The interview took place in Singapore, where Thompson will be opening a restaurant later this year. It won't be a third nahm, though, which he describes as "a difficult, demanding beast" that is best suited to Bangkok, where he has access to a cornucopia of local ingredients.

"What I will offer in Singapore is the street food I enjoy eating in Bangkok," he says. "It's a hybrid cuisine with a lot of Chinese influences, so there won't be extremes of heat, sourness or sweetness. It's a simpler cooking: street food, by its very nature, is far more tolerant."

When pressed for an opening date for his new venture, Thompson will commit to be nothing more precise than a suggestion that it will be open by the end of this year, believing that "any self-respecting restaurateur always runs late with an opening".

Without the formal trappings of a traditional restaurant, Thompson's new venture will be more accessible and contemporary. "It will offer a far more relaxed approach to eating, and drinking, so there will be a bar," he says. "There will be an open kitchen, which I have always disliked, but on the streets of Bangkok you see the cooks in front of you."

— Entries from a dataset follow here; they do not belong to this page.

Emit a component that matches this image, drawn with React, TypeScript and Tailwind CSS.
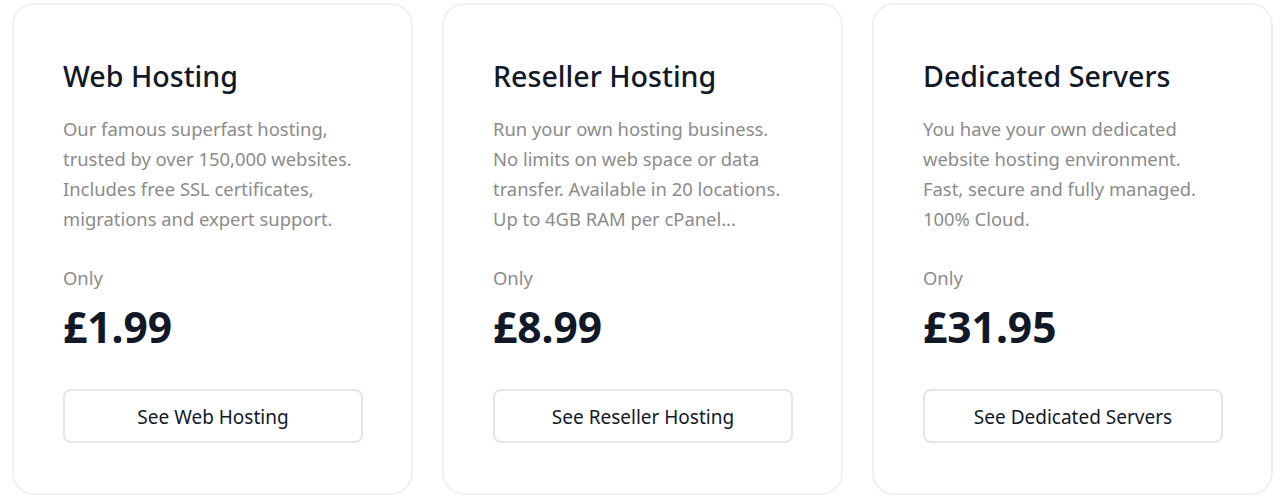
const plans = [
  {
    title: "Web Hosting",
    lines: [
      "Our famous superfast hosting,",
      "trusted by over 150,000 websites.",
      "Includes free SSL certificates,",
      "migrations and expert support.",
    ],
    price: "£1.99",
    cta: "See Web Hosting",
  },
  {
    title: "Reseller Hosting",
    lines: [
      "Run your own hosting business.",
      "No limits on web space or data",
      "transfer. Available in 20 locations.",
      "Up to 4GB RAM per cPanel...",
    ],
    price: "£8.99",
    cta: "See Reseller Hosting",
  },
  {
    title: "Dedicated Servers",
    lines: [
      "You have your own dedicated",
      "website hosting environment.",
      "Fast, secure and fully managed.",
      "100% Cloud.",
    ],
    price: "£31.95",
    cta: "See Dedicated Servers",
  },
];

const App = () => {
  return (
    <div className="min-h-[497px] bg-white pt-[3px] pl-3 pr-[10px] font-['Noto_Sans',sans-serif]">
      <div className="grid grid-cols-3 gap-[29px]">
        {plans.map((plan) => (
          <div
            key={plan.title}
            className="h-[492px] rounded-[22px] border-2 border-[#f0f0f0] px-[49px] pt-[51px]"
          >
            {/* title */}
            <h2 className="text-[28.6px] leading-[40px] font-medium text-[#111827]">
              {plan.title}
            </h2>
            <p className="mt-[18px] text-[18.4px] leading-[30px] text-[#8b8b8b]">
              {plan.lines.map((l) => (
                <span key={l} className="block">
                  {l}
                </span>
              ))}
            </p>
            <p className="mt-[30px] text-[18.4px] leading-[28px] text-[#8b8b8b]">Only</p>
            {/* price */}
            <p className="mt-[10px] text-[42.5px] leading-[50px] font-bold text-[#111827]">
              {plan.price}
            </p>
            <button className="mt-[37px] h-[54px] w-[300px] rounded-[8px] border-2 border-[#e6e6e6] bg-white pt-[2px] text-[19px] text-[#111827]">
              {plan.cta}
            </button>
          </div>
        ))}
      </div>
    </div>
  );
};

export default App;
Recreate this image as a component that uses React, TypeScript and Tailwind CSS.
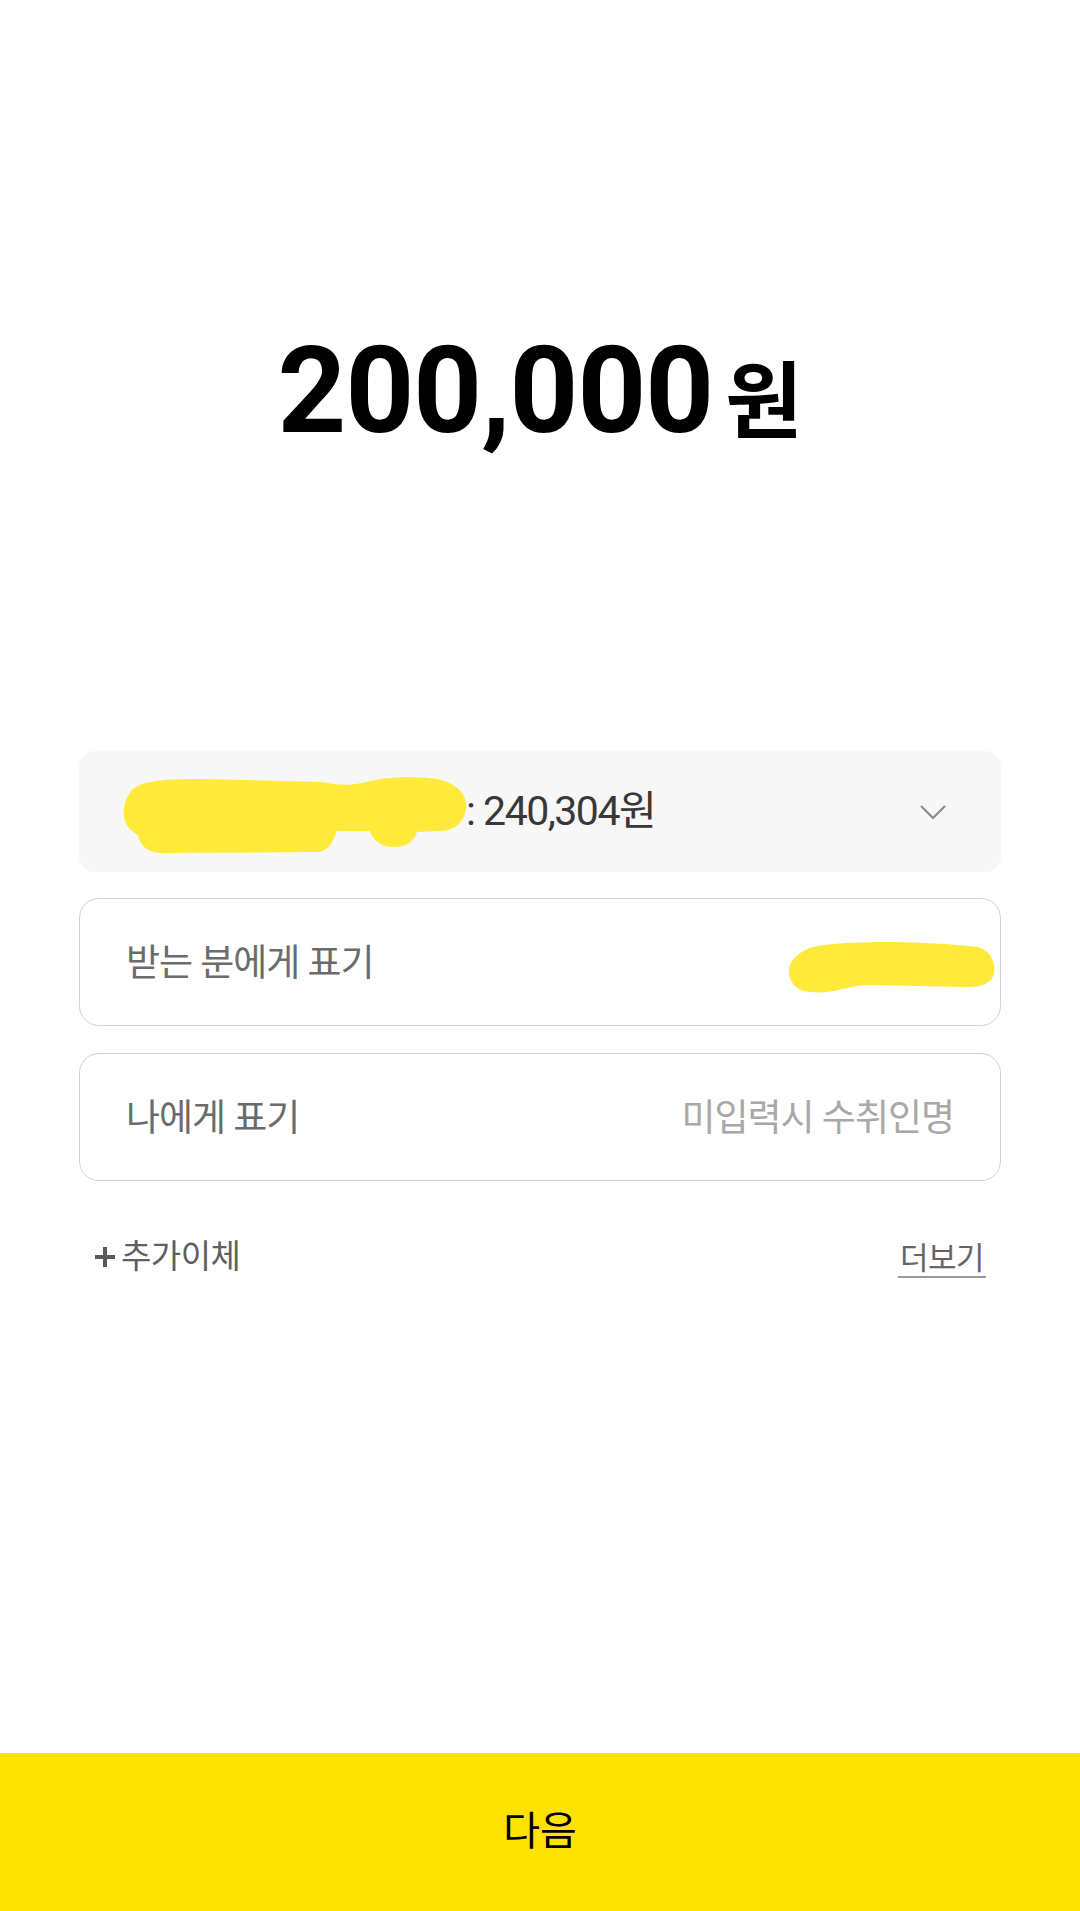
export default function App() {
  return (
    <div className="h-[1911px] w-full bg-white flex flex-col font-['Roboto','Noto_Sans_CJK_KR',sans-serif]">
      {/* Amount */}
      <div className="pt-[331px] flex justify-center items-baseline">
        <span className="text-[120px] font-bold leading-none tracking-[-1px] text-black">200,000</span>
        <span className="ml-[12px] text-[84px] font-bold leading-none text-black font-['Noto_Sans_CJK_KR',sans-serif]">
          원
        </span>
      </div>

      {/* Account select */}
      <div className="mx-[79px] mt-[300px] h-[121px] rounded-[16px] bg-[#f7f7f7] flex items-center justify-between pl-[43px] pr-[54px]">
        <div className="flex items-center">
          <svg className="mt-[5px]" width="348" height="82" viewBox="0 0 348 82">
            <path
              d="M8,20 C14,8 40,6 80,6 L200,9 C215,12 225,13 240,10 C260,4 290,2 315,6 C335,10 346,22 344,36 C342,50 332,58 318,58 L295,59 C292,68 285,74 272,74 C258,74 250,66 248,58 L215,58 C212,66 208,78 195,79 L40,80 C25,80 18,72 16,62 C4,56 0,45 2,34 C3,28 5,24 8,20 Z"
              fill="#ffea3b"
            />
          </svg>
          <span className="ml-[-4px] text-[41px] font-normal tracking-[-1.5px] text-[#383838]">: 240,304원</span>
        </div>
        <svg width="28" height="16" viewBox="0 0 28 16">
          <path d="M2,2 L14,14 L26,2" fill="none" stroke="#8a8a8a" strokeWidth="2.2" />
        </svg>
      </div>

      {/* Memo for receiver */}
      <div className="mx-[79px] mt-[26px] h-[128px] rounded-[20px] border-[1.5px] border-[#d2d2d2] flex items-center justify-between pl-[46px] pr-[4px]">
        <span className="mt-[4px] text-[37px] tracking-[-1px] text-[#6b6b6b]">받는 분에게 표기</span>
        <svg className="mt-[10px]" width="208" height="52" viewBox="0 0 208 52">
          <path
            d="M10,14 C20,4 40,2 90,1 C130,1 165,3 190,6 C203,10 208,22 206,32 C204,42 195,46 180,46 L80,44 C70,44 60,47 50,49 C40,52 25,52 15,50 C5,46 0,38 1,28 C2,22 5,18 10,14 Z"
            fill="#ffea3b"
          />
        </svg>
      </div>

      {/* Memo for me */}
      <div className="mx-[79px] mt-[27px] h-[128px] rounded-[20px] border-[1.5px] border-[#d2d2d2] flex items-center justify-between px-[46px]">
        <span className="mt-[4px] text-[37px] tracking-[-1px] text-[#6b6b6b]">나에게 표기</span>
        <span className="mt-[4px] text-[37px] tracking-[-1px] text-[#a8a8a8]">미입력시 수취인명</span>
      </div>

      {/* Extra actions */}
      <div className="mx-[79px] mt-[56px] px-[15px] h-[40px] flex items-center justify-between">
        <div className="flex items-center gap-[5px]">
          <svg width="22" height="22" viewBox="0 0 22 22">
            <path d="M11,1 V21 M1,11 H21" stroke="#5a5a5a" strokeWidth="4" />
          </svg>
          <span className="text-[33px] tracking-[-0.5px] text-[#5f5f5f]">추가이체</span>
        </div>
        <span className="mt-[6px] px-[2px] pb-[1px] leading-[32px] text-[31px] tracking-[-0.5px] text-[#666666] border-b-2 border-[#9a9a9a]">
          더보기
        </span>
      </div>

      <div className="flex-1" />

      {/* Next button */}
      <div className="h-[158px] bg-[#ffe300] flex items-center justify-center">
        <span className="text-[40px] text-black">다음</span>
      </div>
    </div>
  );
}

To solve the labour restrictions and shortage of staff in Singapore, the cooks will also be serving the food.

Before leaving, I ask Thompson what ingredients are always to be found in his fridge at home. "I have chocolate, because I'm addicted to it," he confesses. "But I always have palm sugar, fish sauce, garlic and chili."

There's no doubt Thai cuisine runs in his veins. Just don't get him started on durian. For David Thompson, the 66 different varieties of the fruit mean 66 different manifestations of heaven.

The Australian chef works some magic with a wok.
David Thompson’s aromatic chicken curry.